Essa contradição do caráter chinês pode ser explicada da seguinte forma: os legisladores da China tiveram dois objetivos: pretenderam que o povo fosse submisso e o pacífico e que, ao mesmo tempo, fosse diligente e trabalhador. Foi a necessidade e talvez o clima que deu aos chineses uma avidez inconcebível pelo ganho e as leis não pensaram em detê-lo. Tudo havia sido proibido quando se tratava de violência, mas tudo ficou permitido quando era obtido pelo artifício. Não comparemos, portanto, a moral da Europa com a dos chineses. Todos na China tiveram que estar atentos ao que lhes era útil. Se o tratante vela por seus interesses, o simplório deve cuidar dos seus. Na Lacedemônia era permitido roubar; na China era permitido ludibriar.
Dissemos antes que as leis eram instituições particulares e exatas do legislador e os costumes e maneiras, instituições da nação em geral. Disso decorre que quando se quer modificar costumes não será com decretos que isto será feito, seria tirânico. É melhor modificá-los através de outros costumes e outras maneiras.
Quando um príncipe pretende introduzir grandes modificações em sua nação cumpre que reforme por leis o que está estabelecido por leis e que modifique por novas maneiras o que está estabelecido por maneiras.


Charles-Louis de Secondat, Barão de La Brède e de Montesquieu, nasceu num castelo perto de Bordéus em 1689. Morreu no mesmo castelo em 1755. Autor das "Cartas Persas". Viajou muito e muito observou nas suas viagens.

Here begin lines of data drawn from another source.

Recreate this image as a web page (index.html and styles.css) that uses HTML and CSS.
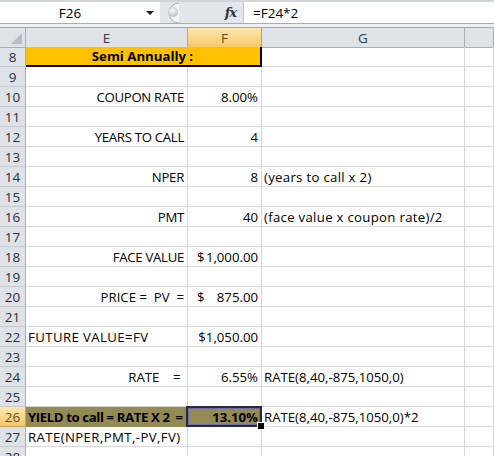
FILE: index.html
```html
<!DOCTYPE html>
<html>
<head>
<meta charset="utf-8">
<link rel="stylesheet" href="styles.css">
</head>
<body>
<div class="fbar">
  <div class="namebox"><span class="nb-text">F26</span><span class="arrow"></span></div>
  <div class="fsep">
    <svg class="grip" width="20" height="22" viewBox="0 0 20 22">
      <defs>
        <radialGradient id="g" cx="0.45" cy="0.4" r="0.6">
          <stop offset="0" stop-color="#ffffff"/>
          <stop offset="1" stop-color="#b9bcc2"/>
        </radialGradient>
      </defs>
      <path d="M19 1 A10 10 0 0 0 19 21" fill="#f3f4f6" stroke="#a9adb4" stroke-width="1"/>
      <circle cx="13" cy="10" r="5" fill="url(#g)"/>
    </svg>
    <span class="fx">fx</span>
  </div>
  <div class="finput">=F24*2</div>
</div>
<div class="strip"></div>
<div class="sheet">
  <div class="row hdr">
    <div class="corner"><span class="tri"></span></div>
    <div class="ch">E</div>
    <div class="ch sel">F</div>
    <div class="ch">G</div>
    <div class="ch"></div>
  </div>
  <div class="row">
    <div class="rh">8</div>
    <div class="c merged orange center bold">Semi Annually :</div>
    <div class="c"></div>
    <div class="c"></div>
  </div>
  <div class="row"><div class="rh">9</div><div class="c"></div><div class="c"></div><div class="c"></div><div class="c"></div></div>
  <div class="row"><div class="rh">10</div><div class="c right caps">COUPON RATE</div><div class="c right">8.00%</div><div class="c"></div><div class="c"></div></div>
  <div class="row"><div class="rh">11</div><div class="c"></div><div class="c"></div><div class="c"></div><div class="c"></div></div>
  <div class="row"><div class="rh">12</div><div class="c right caps">YEARS TO CALL</div><div class="c right">4</div><div class="c"></div><div class="c"></div></div>
  <div class="row"><div class="rh">13</div><div class="c"></div><div class="c"></div><div class="c"></div><div class="c"></div></div>
  <div class="row"><div class="rh">14</div><div class="c right caps">NPER</div><div class="c right">8</div><div class="c left lower">(years to call x 2)</div><div class="c"></div></div>
  <div class="row"><div class="rh">15</div><div class="c"></div><div class="c"></div><div class="c"></div><div class="c"></div></div>
  <div class="row"><div class="rh">16</div><div class="c right caps">PMT</div><div class="c right">40</div><div class="c left lower">(face value x coupon rate)/2</div><div class="c"></div></div>
  <div class="row"><div class="rh">17</div><div class="c"></div><div class="c"></div><div class="c"></div><div class="c"></div></div>
  <div class="row"><div class="rh">18</div><div class="c right caps">FACE VALUE</div><div class="c acct"><span>$</span><span>1,000.00</span></div><div class="c"></div><div class="c"></div></div>
  <div class="row"><div class="rh">19</div><div class="c"></div><div class="c"></div><div class="c"></div><div class="c"></div></div>
  <div class="row"><div class="rh">20</div><div class="c right">PRICE =&nbsp; PV&nbsp; =</div><div class="c acct"><span>$</span><span>875.00</span></div><div class="c"></div><div class="c"></div></div>
  <div class="row"><div class="rh">21</div><div class="c"></div><div class="c"></div><div class="c"></div><div class="c"></div></div>
  <div class="row"><div class="rh">22</div><div class="c left wide">FUTURE VALUE=FV</div><div class="c right">$1,050.00</div><div class="c"></div><div class="c"></div></div>
  <div class="row"><div class="rh">23</div><div class="c"></div><div class="c"></div><div class="c"></div><div class="c"></div></div>
  <div class="row"><div class="rh">24</div><div class="c right">RATE&nbsp;&nbsp;&nbsp; =&nbsp;</div><div class="c right">6.55%</div><div class="c left">RATE(8,40,-875,1050,0)</div><div class="c"></div></div>
  <div class="row"><div class="rh">25</div><div class="c"></div><div class="c"></div><div class="c"></div><div class="c"></div></div>
  <div class="row"><div class="rh selrow">26</div><div class="c left olive bold tight">YIELD to call = RATE X 2&nbsp; =</div><div class="c right olive bold active">13.10%</div><div class="c left">RATE(8,40,-875,1050,0)*2</div><div class="c"></div></div>
  <div class="row"><div class="rh">27</div><div class="c left wide">RATE(NPER,PMT,-PV,FV)</div><div class="c"></div><div class="c"></div><div class="c"></div></div>
  <div class="row"><div class="rh">28</div><div class="c"></div><div class="c"></div><div class="c"></div><div class="c"></div></div>
</div>
</body>
</html>
```
FILE: styles.css
```css
* { box-sizing: border-box; }
html, body { margin: 0; padding: 0; background: #fff; }
body {
  width: 494px;
  height: 456px;
  overflow: hidden;
  font-family: "Open Sans", Lato, sans-serif;
  font-size: 13.2px;
  color: #000;
}
.fbar {
  display: flex;
  height: 24px;
  border-top: 2px solid #d2d5da;
  border-bottom: 1px solid #a9adb3;
  background: #fff;
}
.namebox {
  width: 160px;
  position: relative;
  display: flex;
  align-items: center;
  justify-content: center;
  padding-right: 20px;
  color: #000;
  font-size: 13.5px;
}
.arrow {
  position: absolute;
  right: 6px;
  top: 9px;
  width: 0; height: 0;
  border-left: 4px solid transparent;
  border-right: 4px solid transparent;
  border-top: 4px solid #222;
}
.fsep {
  width: 84px;
  background: #e3e6ea;
  display: flex;
  align-items: center;
  justify-content: space-between;
  border-right: 1px solid #c3c7cc;
}
.grip { display: block; }
.fx {
  font-family: "DejaVu Serif", serif;
  font-style: italic;
  font-weight: bold;
  font-size: 13px;
  letter-spacing: -1px;
  margin-right: 7px;
  color: #333;
}
.finput {
  flex: 1;
  display: flex;
  align-items: center;
  padding-left: 9px;
  font-size: 13.5px;
}
.strip {
  height: 4px;
  background: #eef0f3;
  border-bottom: 1px solid #a7abb1;
}
.sheet { display: flex; flex-direction: column; }
.row {
  display: grid;
  grid-template-columns: 26px 162px 74px 203px 29px;
  height: 20px;
}
.row.hdr { height: 19px; }
.corner, .ch, .rh {
  background: #dfe3e8;
  color: #2c3e50;
  display: flex;
  align-items: center;
  justify-content: center;
  border-right: 1px solid #a9adb3;
  border-bottom: 1px solid #a9adb3;
  font-size: 13.5px;
}
.rh { border-bottom: 1px solid #c5c9cf; padding-top: 1px; color: #1f2f44; }
.corner { position: relative; }
.tri {
  position: absolute;
  right: 3px;
  bottom: 3px;
  width: 0; height: 0;
  border-left: 11px solid transparent;
  border-bottom: 11px solid #b7bcc3;
}
.ch.sel, .rh.selrow {
  background: linear-gradient(#fbe7ad, #f6c86a);
  color: #6b4a1c;
  border-right-color: #c2a05a;
  border-bottom-color: #c2a05a;
}
.ch { padding-top: 1px; }
.c {
  border-right: 1px solid #d9d9d9;
  border-bottom: 1px solid #d9d9d9;
  display: flex;
  align-items: flex-end;
  padding: 0 3px 0 2px;
  line-height: 18px;
  white-space: nowrap;
  overflow: visible;
}
.right { justify-content: flex-end; }
.left { justify-content: flex-start; }
.center { justify-content: center; }
.bold { font-weight: bold; }
.caps { letter-spacing: -0.3px; }
.lower { letter-spacing: 0.3px; }
.wide { letter-spacing: 0.4px; }
.tight { letter-spacing: -0.4px; }
.merged { grid-column: span 2; }
.orange {
  background: #ffc000;
  border-right: 2px solid #000;
  border-bottom: 2px solid #000;
  line-height: 17px;
}
.olive {
  background: #948a54;
  border-right-color: #948a54;
  border-bottom-color: #948a54;
}
.acct { justify-content: space-between; padding-left: 9px; }
.active { position: relative; }
.active::after {
  content: "";
  position: absolute;
  left: -2px;
  top: -1px;
  right: -1px;
  bottom: -1px;
  border: 2px solid #2a2a3a;
  box-shadow: inset 0 0 0 1px #6e6e9c;
}
.active::before {
  content: "";
  position: absolute;
  right: -4px;
  bottom: -4px;
  width: 6px;
  height: 6px;
  background: #000;
  border: 1px solid #fff;
  z-index: 2;
}
```
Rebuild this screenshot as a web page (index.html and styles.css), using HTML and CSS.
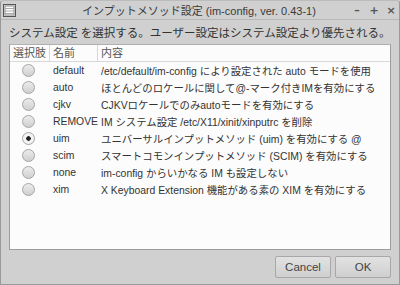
FILE: index.html
```html
<!DOCTYPE html>
<html lang="ja">
<head>
    <meta charset="UTF-8">
    <title>インプットメソッド設定</title>
    <link rel="stylesheet" href="styles.css">
</head>
<body>

<div class="window">

    <div class="titlebar">
        <svg class="app-icon" width="13" height="13" viewBox="0 0 13 13">
            <rect x="0.5" y="0.5" width="12" height="12" fill="#eee" stroke="#555"/>
            <rect x="2" y="2" width="9" height="9" fill="#fff" stroke="#888" stroke-width="1"/>
            <line x1="2" y1="4.5" x2="11" y2="4.5" stroke="#aaa"/>
            <line x1="2" y1="7" x2="11" y2="7" stroke="#aaa"/>
            <line x1="2" y1="9.5" x2="11" y2="9.5" stroke="#aaa"/>
        </svg>
        <div class="title">インプットメソッド設定 (im-config, ver. 0.43-1)</div>
        <div class="controls">
            <span class="ctl">&#8211;</span>
            <span class="ctl">+</span>
            <span class="ctl">&#215;</span>
        </div>
    </div>

    <div class="content">
        <p class="desc">システム設定 を選択する。ユーザー設定はシステム設定より優先される。</p>

        <div class="list">
            <div class="row head">
                <div class="c1">選択肢</div>
                <div class="c2">名前</div>
                <div class="c3">内容</div>
            </div>
            <div class="row">
                <div class="c1"><span class="radio"></span></div>
                <div class="c2">default</div>
                <div class="c3">/etc/default/im-config により設定された auto モードを使用</div>
            </div>
            <div class="row">
                <div class="c1"><span class="radio"></span></div>
                <div class="c2">auto</div>
                <div class="c3">ほとんどのロケールに関して@-マーク付きIMを有効にする</div>
            </div>
            <div class="row">
                <div class="c1"><span class="radio"></span></div>
                <div class="c2">cjkv</div>
                <div class="c3">CJKVロケールでのみautoモードを有効にする</div>
            </div>
            <div class="row">
                <div class="c1"><span class="radio"></span></div>
                <div class="c2">REMOVE</div>
                <div class="c3">IM システム設定 /etc/X11/xinit/xinputrc を削除</div>
            </div>
            <div class="row">
                <div class="c1"><span class="radio on"></span></div>
                <div class="c2">uim</div>
                <div class="c3">ユニバーサルインプットメソッド (uim) を有効にする @</div>
            </div>
            <div class="row">
                <div class="c1"><span class="radio"></span></div>
                <div class="c2">scim</div>
                <div class="c3">スマートコモンインプットメソッド (SCIM) を有効にする</div>
            </div>
            <div class="row">
                <div class="c1"><span class="radio"></span></div>
                <div class="c2">none</div>
                <div class="c3">im-config からいかなる IM も設定しない</div>
            </div>
            <div class="row">
                <div class="c1"><span class="radio"></span></div>
                <div class="c2">xim</div>
                <div class="c3">X Keyboard Extension 機能がある素の XIM を有効にする</div>
            </div>
        </div>

        <div class="buttons">
            <button class="btn">Cancel</button>
            <button class="btn">OK</button>
        </div>
    </div>

</div>

</body>
</html>
```

FILE: styles.css
```css
body {
    margin: 0;
    background: #d4d4d4;
    font-family: "Liberation Sans", "Noto Sans CJK JP", sans-serif;
    font-size: 11.5px;
    color: #333;
}

.window {
    width: 398px;
    height: 283px;
    background: #d0d0d0;
    border: 1px solid #9a9a9a;
    border-top-color: #bcbcbc;
    border-radius: 3px 3px 0 0;
    display: flex;
    flex-direction: column;
}

.titlebar {
    height: 18px;
    display: flex;
    align-items: center;
    padding: 0 3px 0 2px;
    border-bottom: 1px solid #b8b8b8;
}

.app-icon {
    flex: none;
    margin-top: 1px;
}

.title {
    flex: 1;
    text-align: center;
    font-size: 11px;
    color: #3a3a3a;
    padding-left: 30px;
}

.controls {
    display: flex;
    gap: 7px;
    font-weight: bold;
    color: #555;
    font-family: "DejaVu Sans", sans-serif;
    font-size: 11px;
}

.ctl {
    width: 10px;
    text-align: center;
}

.content {
    flex: 1;
    padding: 0 8px;
    display: flex;
    flex-direction: column;
}

.desc {
    margin: 6px 0 4px 0;
    line-height: 14px;
    white-space: nowrap;
    color: #333;
}

.list {
    height: 204px;
    background: #fcfcfc;
    border: 1px solid #9c9c9c;
    border-top-color: #b0b0b0;
    font-size: 10.4px;
}

.row {
    display: flex;
    height: 17px;
    align-items: center;
    white-space: nowrap;
}

.row.head {
    height: 16px;
    border-bottom: 1px solid #d8d8d8;
    color: #555;
    font-size: 11px;
}

.row .c1,
.row .c2 {
    border-right: 1px solid transparent;
}

.head .c1,
.head .c2 {
    border-right-color: #d8d8d8;
}

.head > div {
    height: 16px;
    line-height: 16px;
}

.c1 {
    width: 35px;
    flex: none;
    padding-left: 4px;
}

.head .c1 {
    width: 36px;
    padding-left: 3px;
}

.c2 {
    width: 44px;
    flex: none;
    padding-left: 3px;
}

.c3 {
    flex: 1;
    padding-left: 3px;
}

.radio {
    display: block;
    width: 11px;
    height: 11px;
    border: 1px solid #a5a5a5;
    border-radius: 50%;
    background: linear-gradient(#ececec, #cfcfcf);
    margin-left: 8px;
}

.radio.on {
    background: radial-gradient(circle, #222 0 2px, #f2f2f2 2.5px);
}

.buttons {
    display: flex;
    justify-content: flex-end;
    gap: 4px;
    margin-top: 6px;
}

.btn {
    width: 56px;
    height: 22px;
    font-family: "Liberation Sans", sans-serif;
    font-size: 11.5px;
    color: #444;
    background: linear-gradient(#e2e2e2, #cfcfcf);
    border: 1px solid #a8a8a8;
    border-radius: 2px;
}
```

De uma estada de dois anos na Inglaterra, e impressionado pelo liberalismo, resultou "O Espírito das Leis". Sobre ele Voltaire disse: "Montesquieu, em relação aos sábios, esteve sempre errado, porque ele não era um sábio: mas sempre teve razão contra os fanáticos e os tiranos". O texto acima foi extraído e composto do "Espírito das Leis" (Livro XIX, capítulos 14,16,17,19 e 20), utilizando-se a versão "Os Pensadores". Volume 21 (Abril Cultural). As referências ao povo chinês que constantemente aparecem no "Espírito das Leis" são um recurso anedótico e ilustrativo (na ocasião a China era um outro mundo), não podendo ser tomadas como julgamento do seu caráter nacional.